# The request
Quote every line of the data below as it stands, omitting pictures.

# Data
* * * *
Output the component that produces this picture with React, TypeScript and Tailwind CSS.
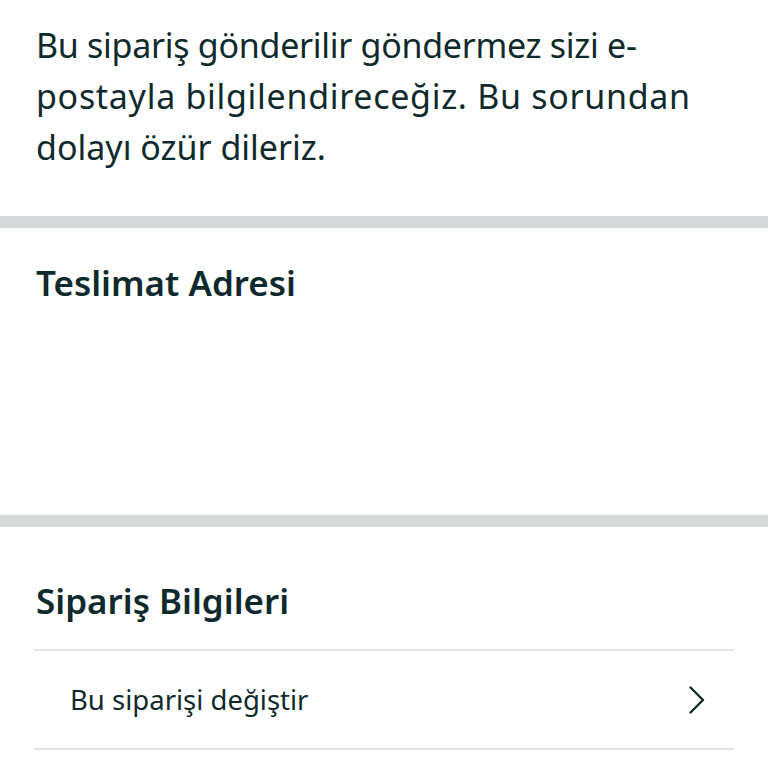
import React from "react";

const ink = "text-[#0f2a2c]";

function Chevron() {
  return (
    <svg width="18" height="30" viewBox="0 0 18 30" fill="none" aria-hidden="true">
      <polyline
        points="2.5,2.5 15,15 2.5,27.5"
        stroke="#0f2a2c"
        strokeWidth="2.4"
        strokeLinecap="round"
        strokeLinejoin="round"
      />
    </svg>
  );
}

export default function App() {
  return (
    <div
      className={`w-[768px] min-h-[768px] bg-white ${ink}`}
      style={{ fontFamily: '"Noto Sans", Roboto, sans-serif' }}
    >
      {/* notice */}
      <section className="px-[36px] pt-[20px] pb-[43px]">
        <p className="text-[34px] leading-[51px]">
          <span className="block tracking-[-0.28px]">Bu sipariş gönderilir göndermez sizi e-</span>
          <span className="block tracking-[0.7px]">postayla bilgilendireceğiz. Bu sorundan</span>
          <span className="block">dolayı özür dileriz.</span>
        </p>
      </section>

      <div className="h-[12px] bg-[#d5d9d9]" />

      {/* shipping address */}
      <section className="px-[36px] pt-[35px] h-[287px]">
        <h2 className="text-[35px] leading-[40px] font-semibold">Teslimat Adresi</h2>
      </section>

      <div className="h-[12px] bg-[#d5d9d9]" />

      {/* order info */}
      <section className="pt-[54px]">
        <h2 className="px-[36px] text-[35px] leading-[40px] font-semibold">Sipariş Bilgileri</h2>
        <div className="mx-[34px] mt-[28px] border-t-2 border-b-2 border-[#e3e6e6]">
          <div className="h-[97px] flex items-center justify-between pl-[36px] pr-[28px]">
            <span className="text-[27.5px]">Bu siparişi değiştir</span>
            <Chevron />
          </div>
        </div>
      </section>
    </div>
  );
}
* * * *
# Result of the task
Output the component that produces this picture with React, TypeScript and Tailwind CSS.
import React from "react";

const ink = "text-[#0f2a2c]";

function Chevron() {
  return (
    <svg width="18" height="30" viewBox="0 0 18 30" fill="none" aria-hidden="true">
      <polyline
        points="2.5,2.5 15,15 2.5,27.5"
        stroke="#0f2a2c"
        strokeWidth="2.4"
        strokeLinecap="round"
        strokeLinejoin="round"
      />
    </svg>
  );
}

export default function App() {
  return (
    <div
      className={`w-[768px] min-h-[768px] bg-white ${ink}`}
      style={{ fontFamily: '"Noto Sans", Roboto, sans-serif' }}
    >
      {/* notice */}
      <section className="px-[36px] pt-[20px] pb-[43px]">
        <p className="text-[34px] leading-[51px]">
          <span className="block tracking-[-0.28px]">Bu sipariş gönderilir göndermez sizi e-</span>
          <span className="block tracking-[0.7px]">postayla bilgilendireceğiz. Bu sorundan</span>
          <span className="block">dolayı özür dileriz.</span>
        </p>
      </section>

      <div className="h-[12px] bg-[#d5d9d9]" />

      {/* shipping address */}
      <section className="px-[36px] pt-[35px] h-[287px]">
        <h2 className="text-[35px] leading-[40px] font-semibold">Teslimat Adresi</h2>
      </section>

      <div className="h-[12px] bg-[#d5d9d9]" />

      {/* order info */}
      <section className="pt-[54px]">
        <h2 className="px-[36px] text-[35px] leading-[40px] font-semibold">Sipariş Bilgileri</h2>
        <div className="mx-[34px] mt-[28px] border-t-2 border-b-2 border-[#e3e6e6]">
          <div className="h-[97px] flex items-center justify-between pl-[36px] pr-[28px]">
            <span className="text-[27.5px]">Bu siparişi değiştir</span>
            <Chevron />
          </div>
        </div>
      </section>
    </div>
  );
}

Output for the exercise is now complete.